Jan
CogSem Seminar: "Phrenological neuromania and its antidotes, between yesterday and today" (Alice Orrù, Sapienza University, Rome)
Continuing with one of the theme sessions of the IACS-5 conference, Dr. Alice Orrú will present a historical perspective on the phenomenon of "neuromania", from the phrenology of the 19th century to these days. As the abstract below makes clear, the problem is not neuroscience itself, which is a welcome contribution to the pallet of different sciences studying cognition, human and non-human, but when this becomes blind to its limits and takes a reductionist stance, and imperialist proportions.
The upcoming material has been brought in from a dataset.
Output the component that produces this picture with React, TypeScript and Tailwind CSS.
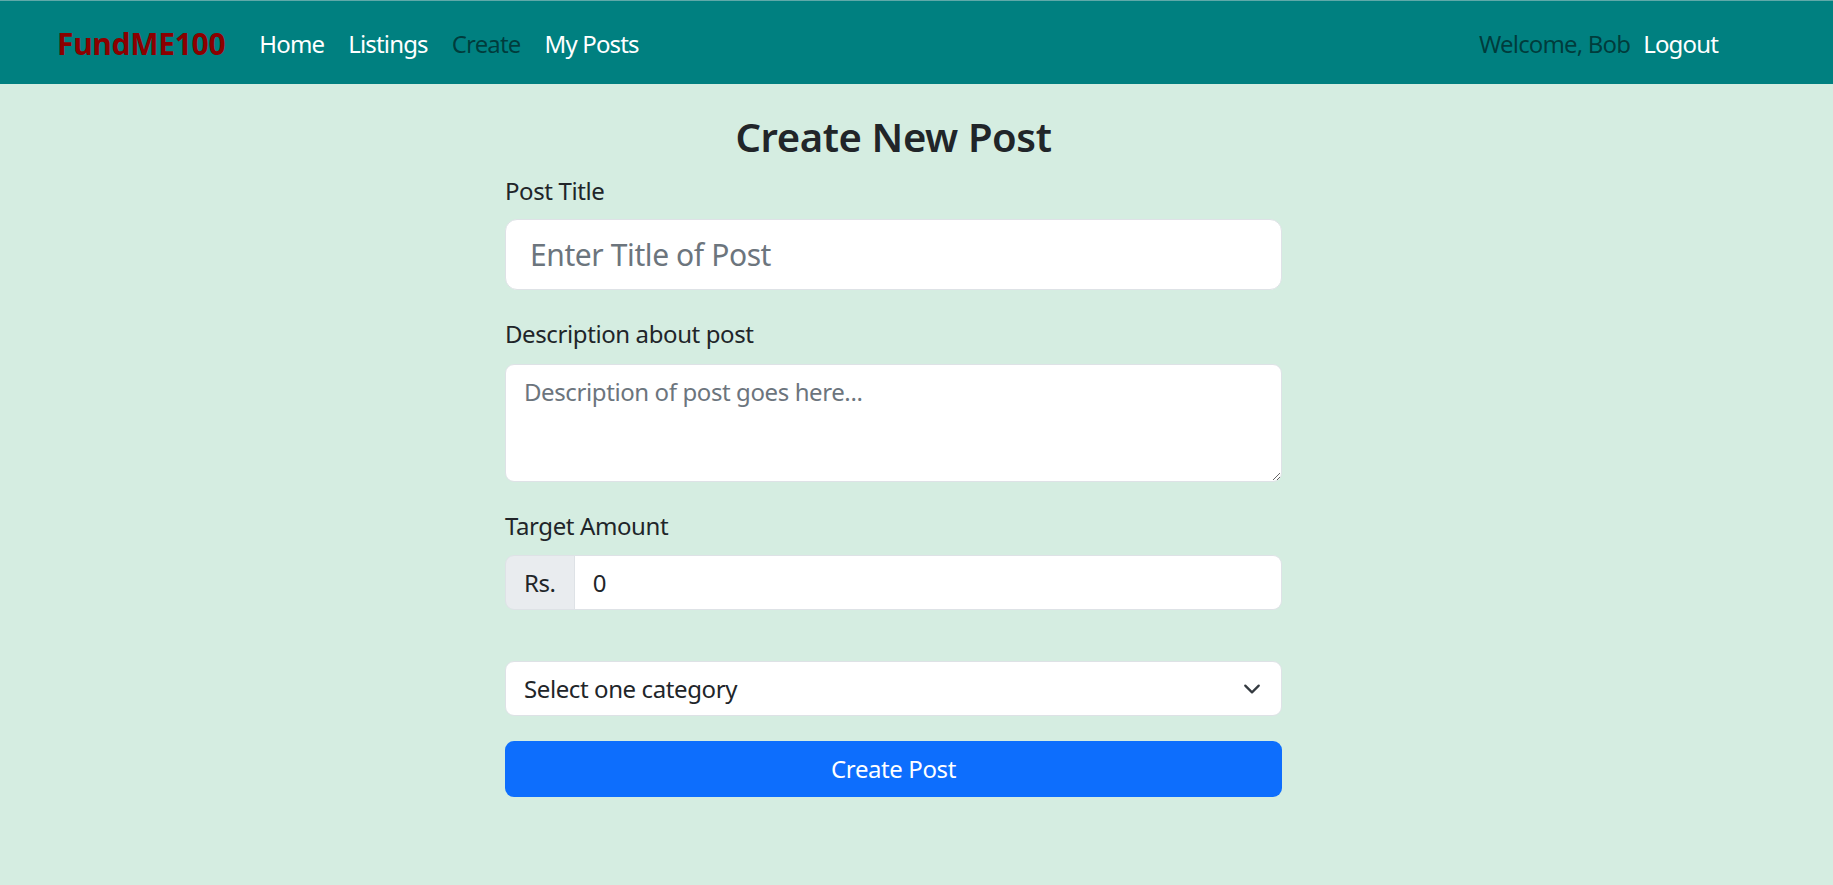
import React from 'react';

export default function App() {
  return (
    <div className="min-h-screen bg-[#d5ede1] font-['Noto_Sans',sans-serif] tracking-[-0.025em] text-[#212529]">
      {/* navbar */}
      <nav className="h-[84px] bg-[#008080] border-t border-[#5fa9a9] flex items-center pt-[2px] pl-[57px] pr-[115px]">
        <a href="#" className="text-[30px] font-bold tracking-[-0.01em] text-[#8b0000] mr-[22px] leading-none">
          FundME100
        </a>
        <ul className="flex text-[24px] leading-[36px] tracking-[-0.035em]">
          <li className="px-[12px] text-white">Home</li>
          <li className="px-[12px] text-white">Listings</li>
          <li className="px-[12px] text-black/55">Create</li>
          <li className="px-[12px] text-white">My Posts</li>
        </ul>
        <div className="ml-auto flex items-center gap-[13px] text-[24px] leading-[36px] tracking-[-0.035em]">
          <span className="text-black/55">Welcome, Bob</span>
          <a href="#" className="text-white">Logout</a>
        </div>
      </nav>

      <main className="flex justify-center pr-[46px]">
        <form className="w-[777px] pt-[28px]" onSubmit={(e) => e.preventDefault()}>
          <h3 className="text-center text-[40px] font-semibold tracking-[-0.01em] leading-[50px] mb-[11px]">
            Create New Post
          </h3>

          <label className="block text-[24px] leading-[36px] mb-[10px]">Post Title</label>
          <input
            type="text"
            placeholder="Enter Title of Post"
            className="block w-full h-[71px] bg-white border border-[#dee2e6] rounded-[12px] px-[24px] text-[30px] placeholder:text-[#6c757d] outline-none mb-[26px]"
          />

          <label className="block text-[24px] leading-[36px] mb-[12px]">Description about post</label>
          <textarea
            placeholder="Description of post goes here..."
            className="block w-full h-[118px] bg-white border border-[#dee2e6] rounded-[9px] px-[18px] py-[9px] text-[24px] leading-[36px] placeholder:text-[#6c757d] outline-none mb-[26px]"
          />

          <label className="block text-[24px] leading-[36px] mb-[11px]">Target Amount</label>
          <div className="flex h-[55px] mb-[51px]">
            <span className="flex items-center px-[18px] bg-[#e9ecef] border border-[#dee2e6] rounded-l-[9px] text-[24px]">
              Rs.
            </span>
            <input
              type="text"
              defaultValue="0"
              className="flex-1 min-w-0 bg-white border border-l-0 border-[#dee2e6] rounded-r-[9px] px-[18px] text-[24px] outline-none"
            />
          </div>

          <div className="relative mb-[25px]">
            <select className="block w-full h-[55px] appearance-none bg-white border border-[#dee2e6] rounded-[9px] pl-[18px] pr-[54px] text-[24px] outline-none">
              <option>Select one category</option>
              <option>Education</option>
              <option>Medical</option>
              <option>Disaster Relief</option>
            </select>
            <svg
              className="absolute right-[18px] top-1/2 -translate-y-1/2 pointer-events-none"
              width="24"
              height="18"
              viewBox="0 0 16 16"
              fill="none"
              stroke="#343a40"
              strokeWidth="2"
              strokeLinecap="round"
              strokeLinejoin="round"
            >
              <path d="m2 5 6 6 6-6" />
            </svg>
          </div>

          <button
            type="submit"
            className="block w-full h-[56px] bg-[#0d6efd] text-white text-[24px] rounded-[9px]"
          >
            Create Post
          </button>
        </form>
      </main>
    </div>
  );
}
As these are controversial topics, we hope that many will attend, in the seminar room or online, and take part of the discussion. As usual the talk will be from 15:15 and last about an hour.
The trend of Neuromania (roughly, the brain explains and tells us who we are), which has recently received special attention (e.g., Tallis 2011, Aping Mankind: Neuromania, Darwinitis and the Misrepresentation of Humanity), actually has its roots in the pseudoscientific approach called phrenology developed by F.J. Gall in the nineteenth century, and whose initial intentions were embraced, a century and a half later, by a part of first-generation cognitive science (among them, Fodor 1983). Regarding the localization of different functions of the brain, the modular theory of mind reflects Gall’s founding idea of a close “brain-mind(-body)” correlation, determining moral sentiments and intellectual faculties.
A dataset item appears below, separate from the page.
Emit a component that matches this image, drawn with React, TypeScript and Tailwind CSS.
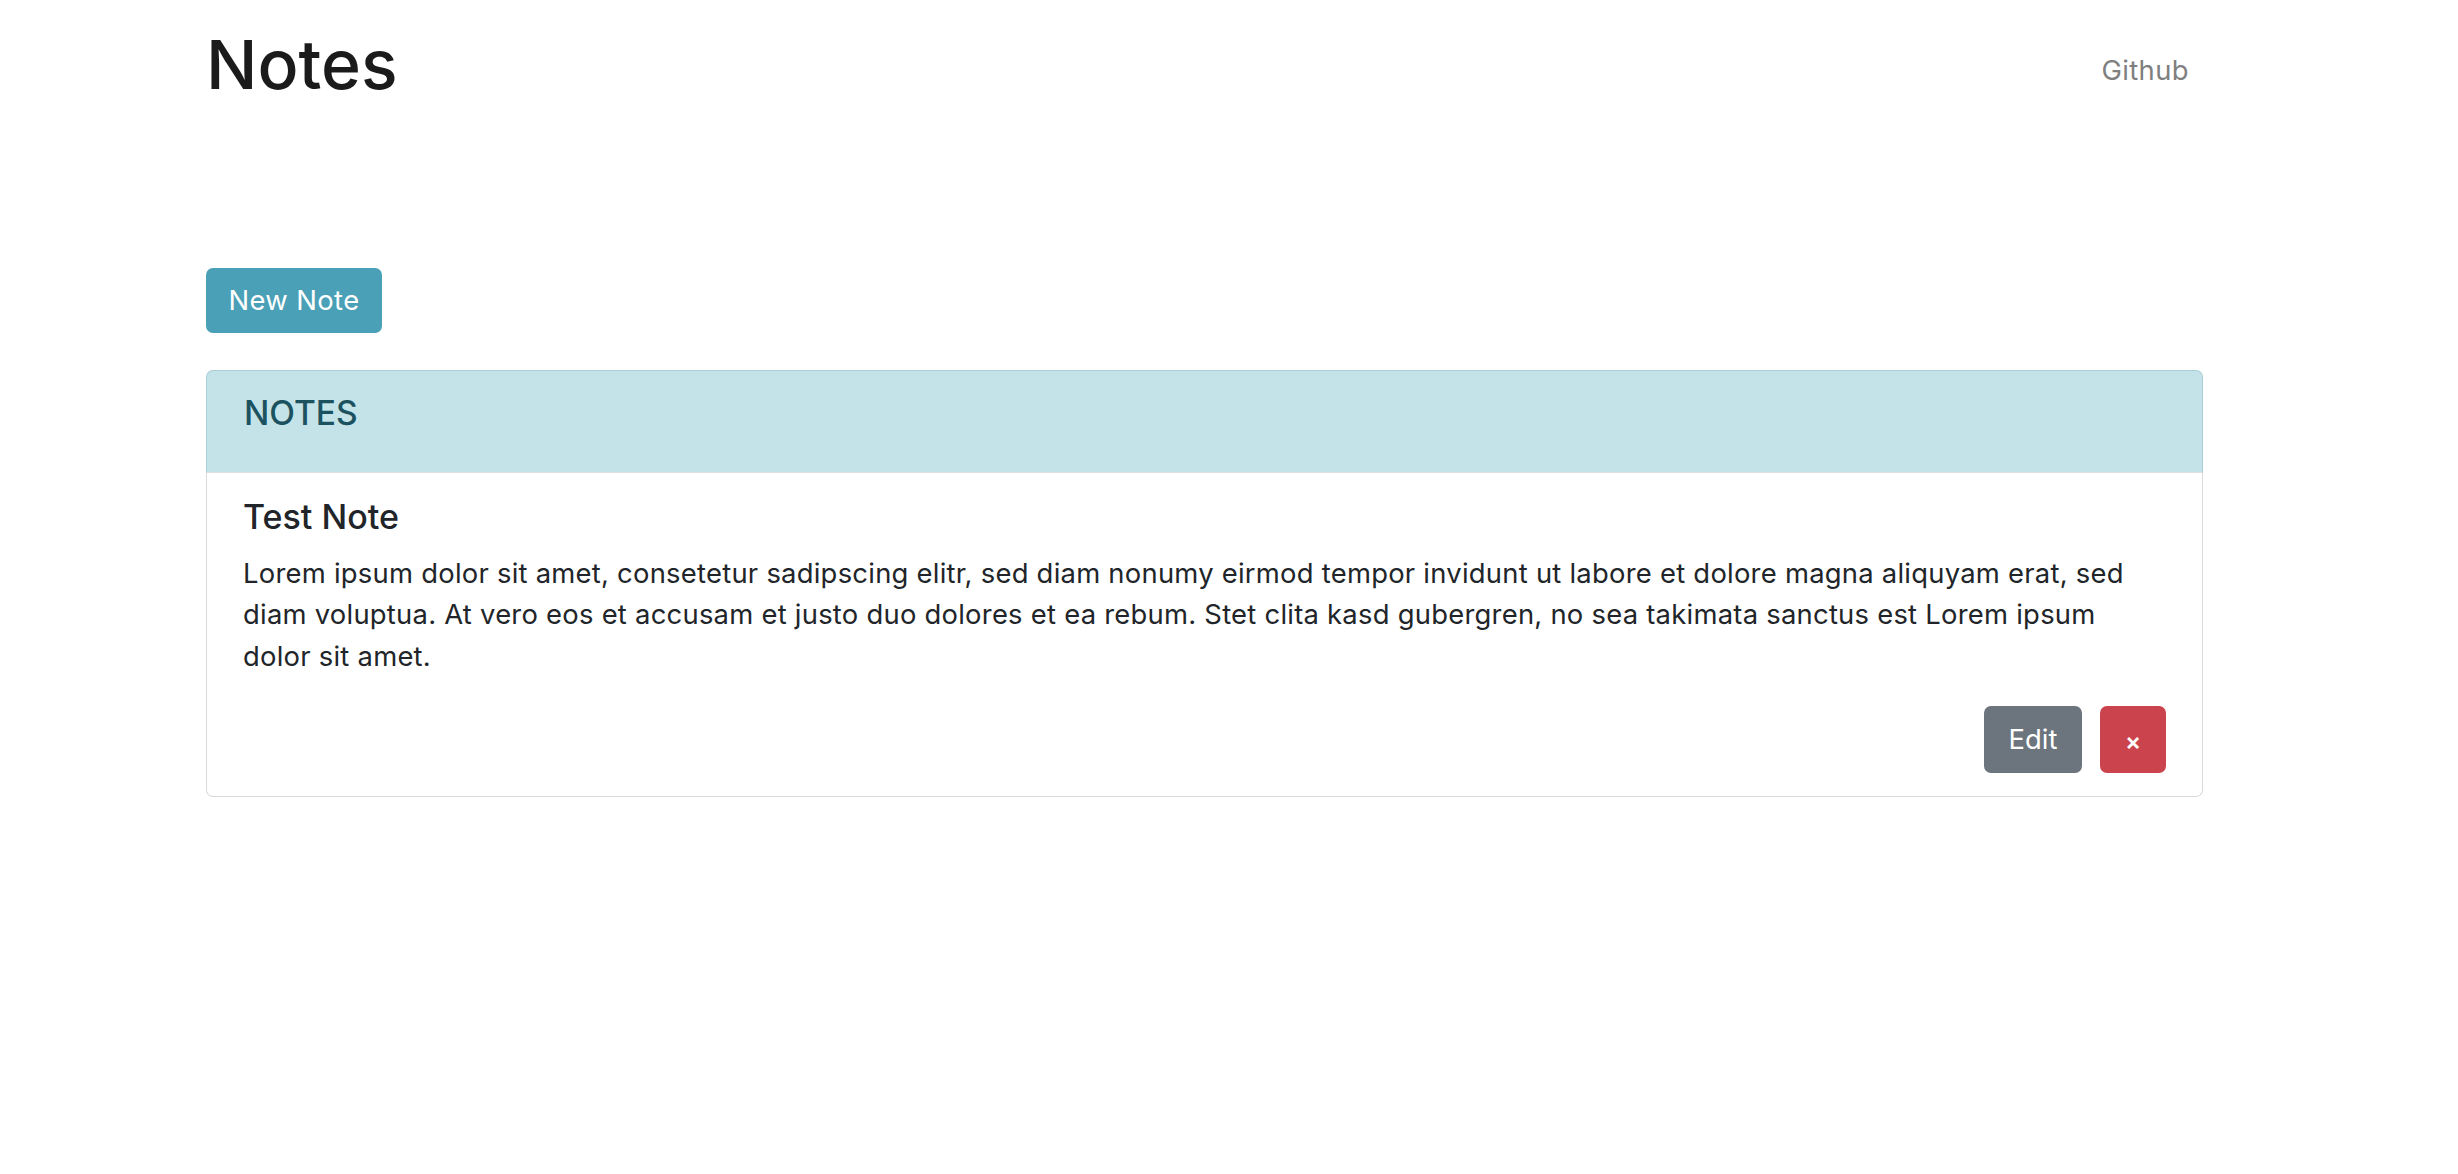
const note = {
    title: "Test Note",
    body: "Lorem ipsum dolor sit amet, consetetur sadipscing elitr, sed diam nonumy eirmod tempor invidunt ut labore et dolore magna aliquyam erat, sed diam voluptua. At vero eos et accusam et justo duo dolores et ea rebum. Stet clita kasd gubergren, no sea takimata sanctus est Lorem ipsum dolor sit amet.",
};

const App: React.FC = () => {
    return (
        <div className="min-h-screen bg-white font-['Inter','Noto_Sans',sans-serif] text-[#212529]">
            <div className="ml-[206px] w-[1997px]">
                <header className="flex items-start justify-between">
                    <h1 className="mt-[23px] text-[68px] font-medium leading-[82px] text-[#1b1b1b]">Notes</h1>
                    <a className="mt-[50px] px-[14px] text-[27.4px] leading-[41px] tracking-[0.4px] text-[#7f7f7f]">Github</a>
                </header>

                <button className="mt-[163px] h-[65px] w-[176px] rounded-[7px] bg-[#4aa0b6] text-[27.4px] tracking-[0.4px] text-white">
                    New Note
                </button>

                <section className="mt-[37px]">
                    <div className="flex h-[103px] items-start rounded-t-[7px] border-x border-t border-b border-[#abcfd6] border-b-[#e0e0e0] bg-[#c4e3e8] px-[37px] pt-[22px]">
                        <h5 className="text-[33.5px] font-medium leading-[41px] text-[#1c5260]">NOTES</h5>
                    </div>
                    <div className="rounded-b-[7px] border-x border-b border-[#dadada] px-[36px] pb-[23px] pt-[23px]">
                        <h5 className="text-[34px] font-medium leading-[41px]">{note.title}</h5>
                        <p className="mt-[16px] text-[27.4px] leading-[41.3px] tracking-[0.25px]">{note.body}</p>
                        <div className="mt-[29px] flex justify-end gap-[18px]">
                            <button className="h-[67px] w-[98px] rounded-[7px] bg-[#6c757d] text-[27.4px] text-white">Edit</button>
                            <button className="h-[67px] w-[66px] rounded-[7px] bg-[#cb444d] pt-[6px] text-[24px] font-semibold text-white">×</button>
                        </div>
                    </div>
                </section>
            </div>
        </div>
    );
};

export default App;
Albeit in different ways, such a perspective inevitably leads, then as now, to a number of problems and risks: 1) an extreme scientificalization of domains outside scientific calculations (e.g., that of feelings and perceptions); 2) the hierarchization between more or less functional faculties, and, consequently, between more or less capable and gifted individuals in the use of these (deviating, e.g., into the legal sphere); 3) the possibility of detecting all this by studying the brain alone (cf. Renneville 2021).
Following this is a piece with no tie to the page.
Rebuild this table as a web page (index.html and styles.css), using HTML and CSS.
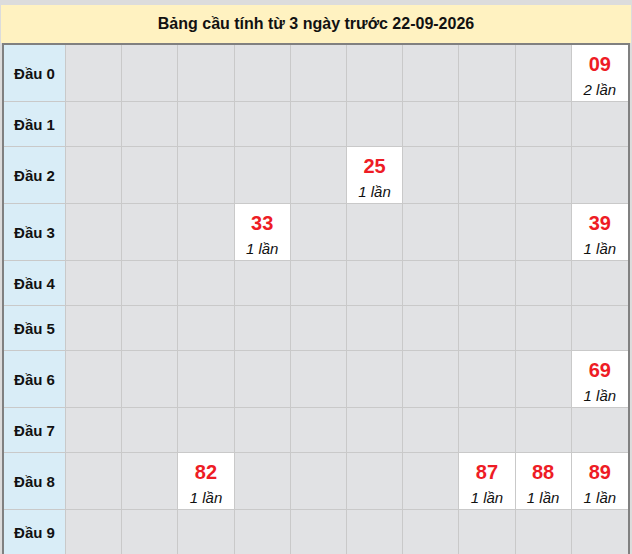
FILE: index.html
```html
<!DOCTYPE html>
<html lang="vi">
<head>
<meta charset="utf-8">
<title>Bảng cầu</title>
<link rel="stylesheet" href="styles.css">
</head>
<body>
<div class="board">
  <div class="title">Bảng cầu tính từ 3 ngày trước 22-09-2026</div>
  <div class="frame">
    <table class="grid">
      <colgroup>
        <col class="c-label">
        <col><col><col><col><col><col><col><col><col><col>
      </colgroup>
      <tbody>
        <tr class="tall"><th>Đầu 0</th><td></td><td></td><td></td><td></td><td></td><td></td><td></td><td></td><td></td><td class="hit"><span class="num">09</span><span class="cnt">2 lần</span></td></tr>
        <tr class="short"><th>Đầu 1</th><td></td><td></td><td></td><td></td><td></td><td></td><td></td><td></td><td></td><td></td></tr>
        <tr class="tall"><th>Đầu 2</th><td></td><td></td><td></td><td></td><td></td><td class="hit"><span class="num">25</span><span class="cnt">1 lần</span></td><td></td><td></td><td></td><td></td></tr>
        <tr class="tall"><th>Đầu 3</th><td></td><td></td><td></td><td class="hit"><span class="num">33</span><span class="cnt">1 lần</span></td><td></td><td></td><td></td><td></td><td></td><td class="hit"><span class="num">39</span><span class="cnt">1 lần</span></td></tr>
        <tr class="short"><th>Đầu 4</th><td></td><td></td><td></td><td></td><td></td><td></td><td></td><td></td><td></td><td></td></tr>
        <tr class="short"><th>Đầu 5</th><td></td><td></td><td></td><td></td><td></td><td></td><td></td><td></td><td></td><td></td></tr>
        <tr class="tall"><th>Đầu 6</th><td></td><td></td><td></td><td></td><td></td><td></td><td></td><td></td><td></td><td class="hit"><span class="num">69</span><span class="cnt">1 lần</span></td></tr>
        <tr class="short"><th>Đầu 7</th><td></td><td></td><td></td><td></td><td></td><td></td><td></td><td></td><td></td><td></td></tr>
        <tr class="tall"><th>Đầu 8</th><td></td><td></td><td class="hit"><span class="num">82</span><span class="cnt">1 lần</span></td><td></td><td></td><td></td><td></td><td class="hit"><span class="num">87</span><span class="cnt">1 lần</span></td><td class="hit"><span class="num">88</span><span class="cnt">1 lần</span></td><td class="hit"><span class="num">89</span><span class="cnt">1 lần</span></td></tr>
        <tr class="short"><th>Đầu 9</th><td></td><td></td><td></td><td></td><td></td><td></td><td></td><td></td><td></td><td></td></tr>
      </tbody>
    </table>
  </div>
</div>
</body>
</html>
```
FILE: styles.css
```css
html, body {
  margin: 0;
  padding: 0;
  background: #dcdcdc;
}
body {
  padding: 5px 1px 0 1px;
  font-family: "Liberation Sans", Arial, sans-serif;
  overflow: hidden;
  height: 554px;
  box-sizing: border-box;
}
.board {
  width: 630px;
}
.title {
  height: 38px;
  line-height: 38px;
  background: #fff2c1;
  text-align: center;
  font-weight: bold;
  font-size: 16px;
  color: #111;
}
.frame {
  margin: 0 1px;
  border: 2px solid #808080;
  border-bottom: 0;
  background: #e1e2e4;
}
.grid {
  width: 624px;
  table-layout: fixed;
  border-collapse: separate;
  border-spacing: 0;
}
.c-label {
  width: 62px;
}
.grid th,
.grid td {
  padding: 0;
  border-right: 1px solid #c9c9c9;
  border-bottom: 1px solid #c9c9c9;
  text-align: center;
  vertical-align: top;
}
.grid th {
  background: #d9edf7;
  font-weight: bold;
  font-size: 15px;
  color: #111;
  vertical-align: middle;
}
.grid td:last-child {
  border-right: 0;
}
.tall th, .tall td {
  height: 56px;
}
.short th, .short td {
  height: 44px;
}
.grid td.hit {
  background: #ffffff;
  padding-top: 7px;
  box-sizing: border-box;
}
.num {
  display: block;
  font-size: 20px;
  line-height: 24px;
  font-weight: bold;
  color: #ee1c25;
}
.cnt {
  display: block;
  margin-top: 4px;
  font-size: 15px;
  line-height: 20px;
  font-style: italic;
  color: #111;
}
```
I aim to show how the nineteenth-century debate between the two main phrenological and antiphrenological tendencies can be seen as both anticipating and clarifying today’s debate. In particular, for the antiphrenological side, both the approach of G.F.W. Hegel (The Phenomenology of Spirit, 1807) based on corporeality (i.e., embodied), and that of C. Cattaneo (Psychology of the Associated Minds, 1859-66) based on intersubjectivity and the association of ideas derived from perception (i.e., cognitive semiotic ante litteram), provide a key to addressing the above issues, as well as a possible remedy to neuromaniac deviations in their various forms.